Harden wasn’t too generous toward the Bucks, blaming himself for his misses. “I still got my shots up. I was still aggressive. I still did what I was supposed to do,” he said.

Offensive players and offensive-minded teams tend to think that way — it’s on them, hit or miss — and Rockets coach Mike D’Antoni echoed that. “He needed help from Eric or P.J. to knock down shots. I’m not a big believer in them stopping James. It’s what we can stop James and that’s about it.”
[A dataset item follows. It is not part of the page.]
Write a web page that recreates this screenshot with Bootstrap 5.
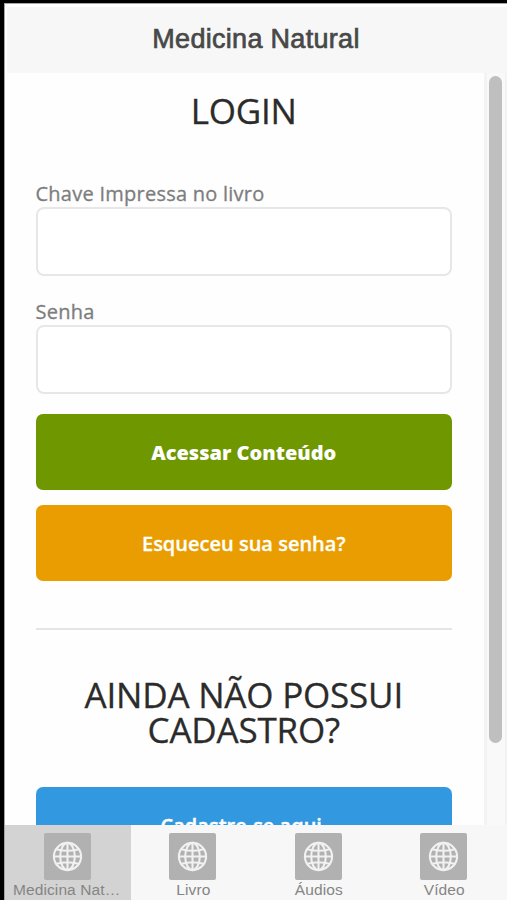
<!DOCTYPE html>
<html lang="pt-BR">
<head>
<meta charset="utf-8">
<meta name="viewport" content="width=device-width, initial-scale=1">
<title>Medicina Natural</title>
<link href="https://cdn.jsdelivr.net/npm/bootstrap@5.3.0/dist/css/bootstrap.min.css" rel="stylesheet">
<style>
  body { font-family: "Open Sans", sans-serif; color: #2b2b2b; }
  .app-frame { height: 900px; border-left: 4px solid #000; border-top: 3px solid #000; }
  .app-screen { border-left: 1px solid #a5a5a5; border-top: 1px solid #a5a5a5; min-height: 0; }
  .app-header { height: 66px; flex: none; margin: 3px 0 0 2px; background: #f7f7f7; }
  .app-title { font: 400 27px/1 "Liberation Sans", sans-serif; letter-spacing: .3px; -webkit-text-stroke: .7px #484848; color: #484848; padding: 0 2px 2px 0; }
  .app-scroll { min-height: 0; }
  .app-page { padding: 0 32px 0 30.5px; background: #fefefe; }
  .app-heading { font-size: 35px; line-height: 35px; font-weight: 400; letter-spacing: -.2px; -webkit-text-stroke: .3px #2b2b2b; }
  .login-heading { margin: 20px 0 52px; }
  .signup-heading { margin: 47px 0 40px; }
  .field-label { font-size: 20px; line-height: 27px; letter-spacing: .25px; -webkit-text-stroke: .3px #7d7d7d; color: #7d7d7d; }
  .field-input { height: 69px; border: 2px solid #e7e7e7; border-radius: 8px; }
  .field-gap { margin-bottom: 22px; }
  .app-btn { height: 76px; border: 0; border-radius: 7px; padding-top: 8px; font-size: 20px; font-weight: 600; color: #fff; flex: none; }
  .btn-access { background: #6f9800; font-weight: 800; margin-bottom: 15px; }
  .btn-forgot { background: #e99d00; -webkit-text-stroke: .3px #fff; }
  .btn-signup { background: #3298df; padding-right: 17px; -webkit-text-stroke: .4px #fff; }
  .app-rule { height: 2px; margin-top: 47px; background: #e5e5e5; }
  .scroll-track { width: 23px; background: #f9f9f9; border-left: 3px solid #f3f3f3; border-right: 2px solid #f3f3f3; padding: 3px 0 0 2px; }
  .scroll-thumb { width: 13px; height: 667px; background: #bfbfbf; }
  .tab-bar { height: 75px; background: #f7f7f7; flex: none; }
  .tab-item { width: 125.6px; padding: 8px 8px 0; color: #858585; font: 15.5px/20px "Liberation Sans", sans-serif; letter-spacing: .1px; }
  .tab-active { background: #d3d3d3; }
  .tab-icon { width: 47px; height: 47px; margin-right: 1px; }
</style>
<script src="https://cdn.jsdelivr.net/npm/bootstrap@5.3.0/dist/js/bootstrap.bundle.min.js"></script>
</head>
<body class="m-0 bg-white overflow-hidden">
<svg width="0" height="0" class="d-none">
  <symbol id="globe" viewBox="0 0 47 47">
    <rect width="47" height="47" rx="2" fill="#b1b1b1"/>
    <g fill="none" stroke="#f1f1f1" stroke-width="2.1">
      <circle cx="23.5" cy="23.5" r="13.6"/>
      <ellipse cx="23.5" cy="23.5" rx="7.3" ry="13.6"/>
      <path d="M23.5 10v27M10 23.5h27M12.5 16.2q11 3.2 22 0M12.5 30.8q11-3.2 22 0"/>
    </g>
  </symbol>
</svg>
<div class="app-frame d-flex">
  <div class="app-screen d-flex flex-column flex-grow-1 w-100">
    <header class="app-header d-flex align-items-center justify-content-center">
      <h1 class="app-title m-0">Medicina Natural</h1>
    </header>
    <div class="app-scroll d-flex flex-grow-1 overflow-hidden">
      <main class="app-page flex-grow-1 d-flex flex-column overflow-hidden">
        <h2 class="app-heading login-heading text-center">LOGIN</h2>
        <label class="field-label" for="chave">Chave Impressa no livro</label>
        <input class="form-control field-input field-gap flex-shrink-0" id="chave" type="text">
        <label class="field-label" for="senha">Senha</label>
        <input class="form-control field-input flex-shrink-0 mb-3" id="senha" type="password">
        <button class="btn app-btn btn-access mt-1" type="button">Acessar Conteúdo</button>
        <button class="btn app-btn btn-forgot" type="button">Esqueceu sua senha?</button>
        <div class="app-rule flex-shrink-0"></div>
        <h2 class="app-heading signup-heading text-center">AINDA NÃO POSSUI<br>CADASTRO?</h2>
        <button class="btn app-btn btn-signup" type="button">Cadastre-se aqui</button>
      </main>
      <div class="scroll-track flex-shrink-0"><div class="scroll-thumb rounded-pill"></div></div>
    </div>
    <nav class="tab-bar d-flex">
      <div class="tab-item tab-active d-flex flex-column align-items-center"><svg class="tab-icon flex-shrink-0"><use href="#globe"/></svg><span class="text-truncate mw-100">Medicina Natural</span></div>
      <div class="tab-item d-flex flex-column align-items-center"><svg class="tab-icon flex-shrink-0"><use href="#globe"/></svg><span>Livro</span></div>
      <div class="tab-item d-flex flex-column align-items-center"><svg class="tab-icon flex-shrink-0"><use href="#globe"/></svg><span>Áudios</span></div>
      <div class="tab-item d-flex flex-column align-items-center"><svg class="tab-icon flex-shrink-0"><use href="#globe"/></svg><span>Vídeo</span></div>
    </nav>
  </div>
</div>
</body>
</html>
That’s fine, but the Bucks held Harden to a combined 22-of-56 shooting (39.3 percent) and swept the season series. They outshot their opponent for the 56th time — they’re 54-2 when they do that — and they top the NBA both in defensive rating (102.4 as the night began) and net rating (9.2).

Antetokounmpo is the linchpin, his defensive bent and prowess bolstering his MVP case. But he has dedicated, reliable help, notably in Lopez and Bledsoe, who was jazzed for his Harden matchup.

“Those guys are All-NBA all-defense guys,” Budenholzer said. “The three prongs were all working well together.”